Gcc atomic read and writes

atomiccgccmultithreading

I have a multithreaded application where I one producer thread(main) and multiple consumers.

Now from main I want to have some sort of percentage of how far into the work the consumers are. Implementing a counter is easy as the work that is done a loop. However since this loop repeats a couple of thousands of times, maybe even more than a million times. I don`t want to mutex this part. So I went looking into some atomic options of writing to an int.

As far as I understand I can use the builtin atomic functions from gcc:
https://gcc.gnu.org/onlinedocs/gcc-4.1.2/gcc/Atomic-Builtins.html

however, it doesn`t have a function for just reading the variable I want to work on.

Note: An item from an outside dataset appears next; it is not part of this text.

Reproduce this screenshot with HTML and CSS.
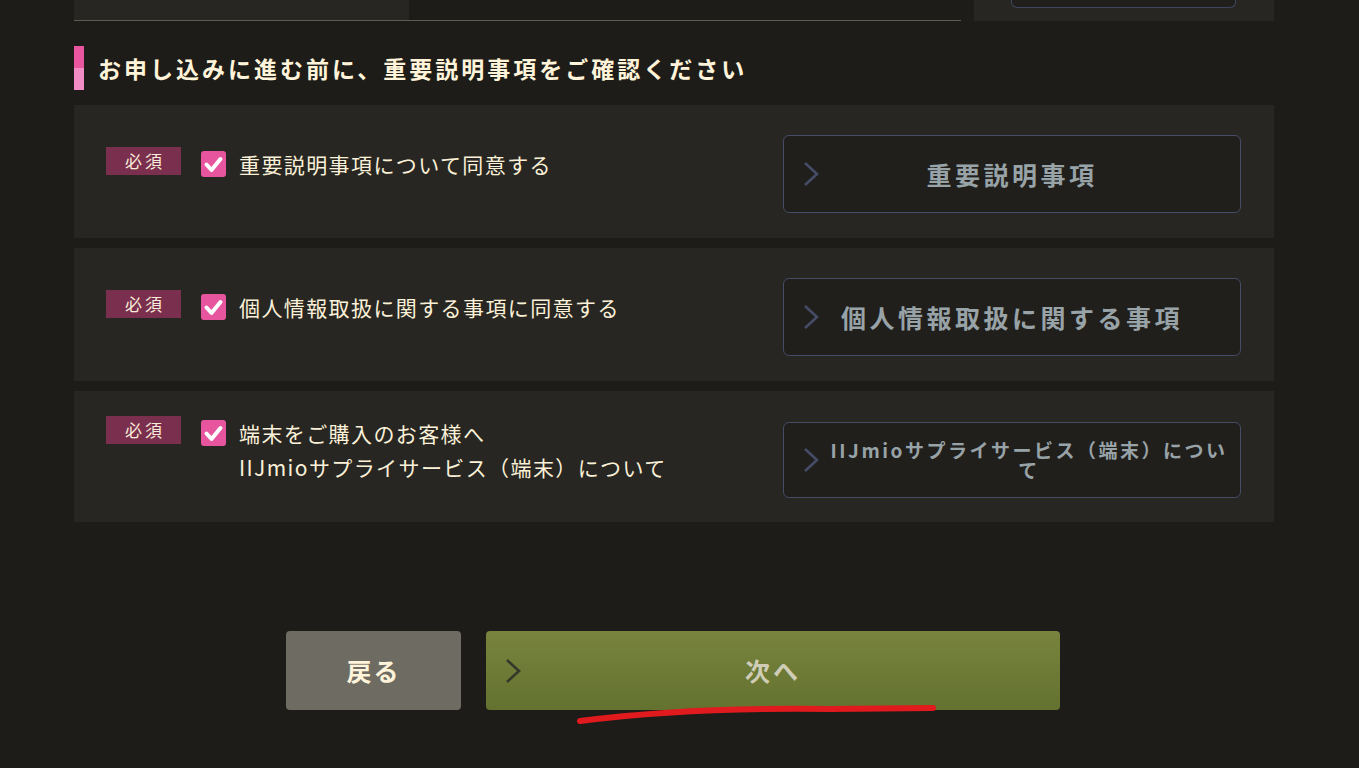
FILE: index.html
```html
<!DOCTYPE html>
<html lang="ja">
 <head>
  <title>重要説明事項の確認</title>
  <meta charset="UTF-8">
  <link rel="stylesheet" href="styles.css">
 </head>
 <body>

 <div class="page">

  <div class="top-row">
   <div class="top-left">
    <div class="top-left-panel"></div>
   </div>
   <div class="top-right">
    <div class="top-right-btn"></div>
   </div>
  </div>

  <h2 class="heading">お申し込みに進む前に、重要説明事項をご確認ください</h2>

  <div class="agree-box">
   <div class="agree-left">
    <span class="badge">必須</span>
    <span class="check"><svg viewBox="0 0 25 26" width="25" height="26"><path d="M5.5 13.5 L10.5 19 L19.5 8" fill="none" stroke="#fff" stroke-width="4" stroke-linecap="round" stroke-linejoin="round"/></svg></span>
    <p class="agree-text">重要説明事項について同意する</p>
   </div>
   <a class="doc-btn"><svg class="chev" viewBox="0 0 16 26" width="16" height="26"><path d="M2 2 L14 13 L2 24" fill="none" stroke="#454c66" stroke-width="2.6"/></svg>重要説明事項</a>
  </div>

  <div class="agree-box">
   <div class="agree-left">
    <span class="badge">必須</span>
    <span class="check"><svg viewBox="0 0 25 26" width="25" height="26"><path d="M5.5 13.5 L10.5 19 L19.5 8" fill="none" stroke="#fff" stroke-width="4" stroke-linecap="round" stroke-linejoin="round"/></svg></span>
    <p class="agree-text">個人情報取扱に関する事項に同意する</p>
   </div>
   <a class="doc-btn"><svg class="chev" viewBox="0 0 16 26" width="16" height="26"><path d="M2 2 L14 13 L2 24" fill="none" stroke="#454c66" stroke-width="2.6"/></svg>個人情報取扱に関する事項</a>
  </div>

  <div class="agree-box last">
   <div class="agree-left">
    <span class="badge">必須</span>
    <span class="check"><svg viewBox="0 0 25 26" width="25" height="26"><path d="M5.5 13.5 L10.5 19 L19.5 8" fill="none" stroke="#fff" stroke-width="4" stroke-linecap="round" stroke-linejoin="round"/></svg></span>
    <p class="agree-text">端末をご購入のお客様へ<br>IIJmioサプライサービス（端末）について</p>
   </div>
   <a class="doc-btn long"><svg class="chev" viewBox="0 0 16 26" width="16" height="26"><path d="M2 2 L14 13 L2 24" fill="none" stroke="#454c66" stroke-width="2.6"/></svg>IIJmioサプライサービス（端末）について</a>
  </div>

  <div class="nav-row">
   <a class="btn-back">戻る</a>
   <a class="btn-next"><svg class="chev" viewBox="0 0 16 26" width="16" height="26"><path d="M2 2 L14 13 L2 24" fill="none" stroke="#34372a" stroke-width="2.6"/></svg>次へ</a>
  </div>

 </div>

 <svg class="scribble" width="1359" height="768" viewBox="0 0 1359 768">
  <path d="M580 721 Q 690 707 830 709 L 933 708" fill="none" stroke="#e01a1d" stroke-width="6" stroke-linecap="round"/>
 </svg>

 </body>
</html>
```

FILE: styles.css
```css
body { margin: 0; background: #1d1c19; font-family: "Noto Sans CJK JP", "Noto Sans", sans-serif; color: #fbf1d8; }
.page { width: 1200px; margin-left: 74px; padding-bottom: 58px; }

.top-row { display: flex; height: 21px; }
.top-left { width: 887px; height: 20px; border-bottom: 1px solid #5c5a52; }
.top-left-panel { width: 335px; height: 20px; background: #272622; }
.top-right { margin-left: 13px; width: 300px; height: 21px; background: #272622; }
.top-right-btn { margin-left: 37px; width: 223px; height: 7px; border: 1px solid #3f4760; border-top: none; border-radius: 0 0 6px 6px; background: #211f1c; }

.heading { margin: 25px 0 15px; height: 44px; display: flex; align-items: center; padding-left: 14px; font-size: 23px; letter-spacing: 3px; font-weight: bold; color: #fff4da; border-left: 10px solid #e8559f; border-image: linear-gradient(#e9559f 50%, #f28cc4 50%) 1; }

.agree-box { display: flex; align-items: center; justify-content: space-between; background: #272622; padding: 30px 33px 25px 32px; margin-bottom: 10px; }
.agree-box.last { padding: 31px 33px 24px 32px; }
.agree-box.last .doc-btn { height: 76px; }
.agree-left { display: flex; align-items: flex-start; margin-top: -20px; }
.badge { width: 75px; height: 28px; line-height: 28px; background: #7b2f4e; color: #f8ead8; font-size: 17px; letter-spacing: 3px; text-indent: 3px; text-align: center; }
.check { margin: 4px 13px 0 20px; width: 25px; height: 26px; border-radius: 3px; background: #e8559f; display: flex; }
.agree-text { margin: 0; font-size: 21px; line-height: 34px; letter-spacing: 1.4px; color: #fbf1d8; }

.doc-btn { position: relative; box-sizing: border-box; width: 458px; height: 78px; display: flex; align-items: center; justify-content: center; text-align: center; padding: 0 20px; border: 1px solid #454c65; border-radius: 6px; background: #211f1c; color: #98a3a8; font-size: 25px; font-weight: bold; letter-spacing: 3.5px; }
.doc-btn.long { padding: 0 10px 0 44px; font-size: 19px; letter-spacing: 2.5px; line-height: 20px; }
.chev { position: absolute; left: 19px; top: 50%; margin-top: -13px; }

.nav-row { display: flex; gap: 25px; margin: 109px 0 0 212px; }
.btn-back { width: 175px; height: 79px; display: flex; align-items: center; justify-content: center; background: #6e6c62; border-radius: 4px; color: #fff4da; font-size: 25px; font-weight: bold; letter-spacing: 2px; padding-bottom: 2px; box-sizing: border-box; }
.btn-next { position: relative; width: 574px; height: 79px; display: flex; align-items: center; justify-content: center; background: linear-gradient(#78843d, #647230); border-radius: 4px; color: #d0cdb6; font-size: 25px; font-weight: bold; letter-spacing: 3px; padding-bottom: 2px; box-sizing: border-box; }

.scribble { position: absolute; left: 0; top: 0; pointer-events: none; }
```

So basically my question is.

  1. can I read from the variable safely from my producer, as long as I use the atomic builtins for writing to that same variable in the consumer

or

  1. do I need some sort of different function to read from the variable. and what function is that

Best Answer

Define "safely".

If you just use a regular read, on x86, for naturally aligned 32-bit or smaller data, the read is atomic, so you will always read a valid value rather than one containing some bytes written by one thread and some by another. If any of those things are not true (not x86, not naturally aligned, larger than 32 bits...) all bets are off.

That said, you have no guarantee whatsoever that the value read will be particularly fresh, or that the sequence of values seen over multiple reads will be in any particular order. I have seen naive code using volatile to defeat the compiler optimising away the read entirely but no other synchronisation mechanism, literally never see an updated value due to CPU caching.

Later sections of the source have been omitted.